Non-Existence of Black Holes in Certain $\Lambda<0$ Spacetimes

TL;DR

This paper proves that under certain conditions, static regular black holes cannot exist in spacetimes with negative cosmological constant and specific topological properties, supporting conjectures related to AdS/CFT correspondence.

Contribution

The paper establishes a general non-existence theorem for static regular black holes in certain negatively curved spacetimes with infinite fundamental group, extending previous results and supporting the positive mass conjecture.

Findings

No static regular black holes with infinite fundamental group in these spacetimes.

Ruling out negative mass AdS black holes with Ricci flat scri.

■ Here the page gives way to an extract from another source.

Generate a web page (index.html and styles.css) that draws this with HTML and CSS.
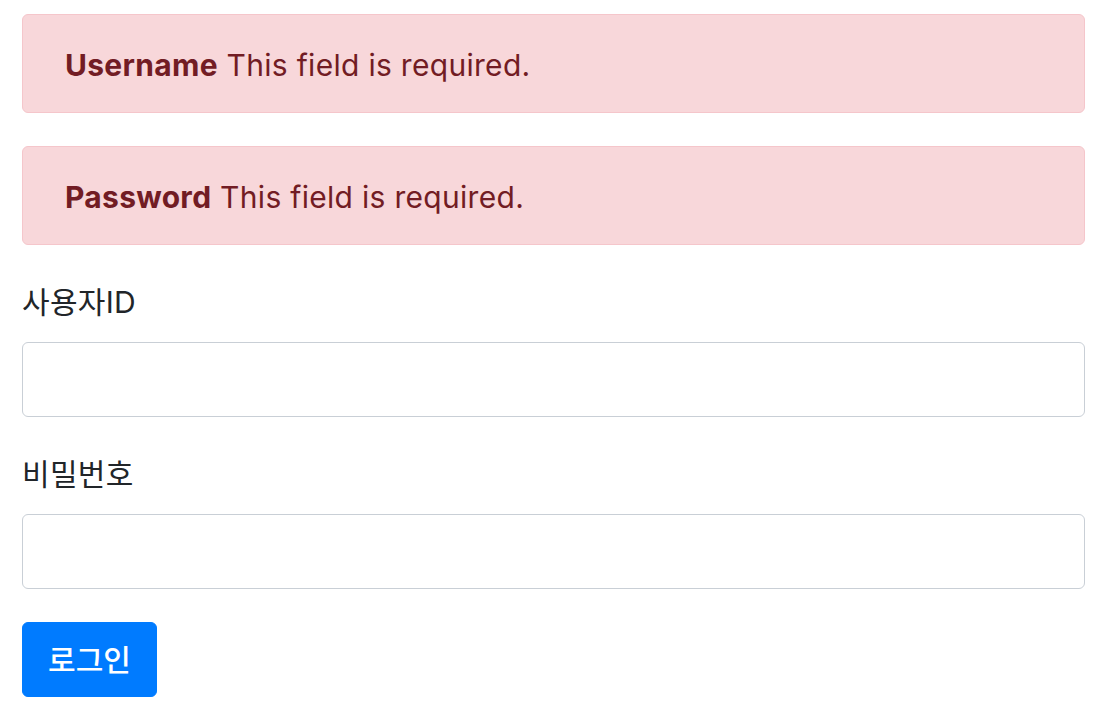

Supporting the positive mass conjecture in specific cases.

Abstract

Assuming certain asymptotic conditions, we prove a general theorem on the non-existence of static regular (i.e., nondegenerate) black holes in spacetimes with a negative cosmological constant, given that the fundamental group of space is infinite. We use this to rule out the existence of regular negative mass AdS black holes with Ricci flat scri. For any mass, we also rule out a class of conformally compactifiable static black holes whose conformal infinity has positive scalar curvature and infinite fundamental group, subject to our asymptotic conditions. In a limited, but important, special case our result adds new support to the AdS/CFT inspired positive mass conjecture of Horowitz and Myers.